I’ve grappled with whether or not I want to write about the details of Laurel’s last two weeks, and I think the answer is no. Not here. It’s not my story to tell, I wasn’t there in the final moments, and out of respect for the family, I don’t want to make anyone relive that intense and emotional experience.
Roth did make it back down to see her one last time, and he was by her side — along with his dad and brother, her sister, and some very good friends — when she passed. I remember exactly what I was doing when I got the text from Roth. It’d been a very long and challenging day of solo parenting the boys. I was in the kitchen, frantically trying to get dinner on the table while Rowan complained from the dining room that it was taking too long for his noodles and Milo whined at me from the bouncer. I saw the text in the midst of making pesto, and my heart sank. Even though I knew that moment was coming, it was still a shock, and I instantly ached to see and hold Roth. As life chaotically swirled around me in the kitchen, a life had ended in a room just off another kitchen. It was all too much, and too soon.

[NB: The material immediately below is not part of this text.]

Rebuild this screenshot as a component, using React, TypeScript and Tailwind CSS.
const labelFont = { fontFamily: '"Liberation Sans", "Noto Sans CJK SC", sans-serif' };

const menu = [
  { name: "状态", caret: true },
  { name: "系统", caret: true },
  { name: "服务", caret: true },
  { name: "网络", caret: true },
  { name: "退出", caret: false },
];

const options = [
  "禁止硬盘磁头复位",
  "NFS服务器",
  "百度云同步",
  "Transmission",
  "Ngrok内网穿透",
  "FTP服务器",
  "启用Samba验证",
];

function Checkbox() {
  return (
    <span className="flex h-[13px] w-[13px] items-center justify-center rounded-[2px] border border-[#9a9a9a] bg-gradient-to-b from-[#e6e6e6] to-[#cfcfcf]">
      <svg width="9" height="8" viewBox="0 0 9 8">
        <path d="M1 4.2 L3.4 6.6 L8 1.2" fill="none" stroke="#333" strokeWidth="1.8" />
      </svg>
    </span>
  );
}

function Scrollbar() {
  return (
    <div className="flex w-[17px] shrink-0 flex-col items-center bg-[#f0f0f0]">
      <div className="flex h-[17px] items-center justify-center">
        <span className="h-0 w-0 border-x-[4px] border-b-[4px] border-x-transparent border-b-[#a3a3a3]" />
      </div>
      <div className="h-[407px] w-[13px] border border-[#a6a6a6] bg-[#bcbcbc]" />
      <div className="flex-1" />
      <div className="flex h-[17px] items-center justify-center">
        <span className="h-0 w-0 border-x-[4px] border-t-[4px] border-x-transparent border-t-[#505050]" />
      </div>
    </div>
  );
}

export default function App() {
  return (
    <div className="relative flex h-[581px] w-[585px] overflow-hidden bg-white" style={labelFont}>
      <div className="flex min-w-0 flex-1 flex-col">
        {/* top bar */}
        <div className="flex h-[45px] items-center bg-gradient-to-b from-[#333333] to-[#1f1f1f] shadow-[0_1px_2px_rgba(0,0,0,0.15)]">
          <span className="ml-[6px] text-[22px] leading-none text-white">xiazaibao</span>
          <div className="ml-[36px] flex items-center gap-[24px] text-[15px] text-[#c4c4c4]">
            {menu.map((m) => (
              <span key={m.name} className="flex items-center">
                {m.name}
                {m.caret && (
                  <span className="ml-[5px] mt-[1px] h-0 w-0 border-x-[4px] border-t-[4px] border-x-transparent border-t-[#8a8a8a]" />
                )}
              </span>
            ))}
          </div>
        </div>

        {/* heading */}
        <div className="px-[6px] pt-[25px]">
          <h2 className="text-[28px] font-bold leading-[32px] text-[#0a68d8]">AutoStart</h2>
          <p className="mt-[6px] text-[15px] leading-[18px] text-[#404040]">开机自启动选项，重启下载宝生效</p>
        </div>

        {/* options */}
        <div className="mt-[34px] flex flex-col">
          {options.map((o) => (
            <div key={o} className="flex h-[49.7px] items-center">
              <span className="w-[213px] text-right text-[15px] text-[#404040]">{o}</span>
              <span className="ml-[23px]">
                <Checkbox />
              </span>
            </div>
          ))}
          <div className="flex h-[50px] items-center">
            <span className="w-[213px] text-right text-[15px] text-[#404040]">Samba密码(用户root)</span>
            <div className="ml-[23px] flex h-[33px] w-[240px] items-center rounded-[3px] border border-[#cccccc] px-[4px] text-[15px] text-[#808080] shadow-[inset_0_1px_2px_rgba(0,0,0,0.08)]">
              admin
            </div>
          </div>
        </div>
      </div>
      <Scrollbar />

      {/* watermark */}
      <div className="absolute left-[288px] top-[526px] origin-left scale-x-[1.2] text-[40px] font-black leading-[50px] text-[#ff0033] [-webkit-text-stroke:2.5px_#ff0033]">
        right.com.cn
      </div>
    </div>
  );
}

Roth is doing OK. His brother seems to be doing OK, too. Roth’s dad is dealing, mostly focused on regrouping and reorganizing his own life after sharing it with someone for 43 years. He has plans to get away for a while, to go someplace warm, but now he’s reeling again after the death of his own mom, who passed away a month and a day after Laurel. She was 90. I think it’s high time the Universe give my father-in-law a break from all this sadness.
Life goes on because it has to, and it’s what she would want for her family, but this is the sort of loss we’ll feel in different and unexpected ways, for some time to come. Our day-to-day lives here in Seattle are the same, but it’s the bigger picture that’s still unclear. Grief sneaks up on me, in the quiet moments I share with Milo, or the conversations I have with Rowan. I reach for my phone, to send her a text or a pic of the kids, and then I remember. Roth said he listened to his dad make phone call after phone call to family and friends after she passed away, and he kept saying the same thing: her biggest regret is not being able to see her grandsons grow up.
That’s the lump in my throat, too.
There’s so much more to say about Laurel, more than the 330-word obituary I wrote for the local newspaper, more than the 1,300 or so words in this space. I’m thinking a lot about how I want to honor her legacy, how I want to ensure Rowan and Milo remember this amazing woman. There are photos and videos, of course, but there is the intangible, too. The way she loved her sons, and loved being a mother. I want my own sons to feel that same sort of love. I want to be the kind of mother to them that she was to Roth and Lane.
She was a daughter, a sister, a friend. She was a wife, a mother. She was a teacher, a mentor. She was a grandmother. She was GrammaLo.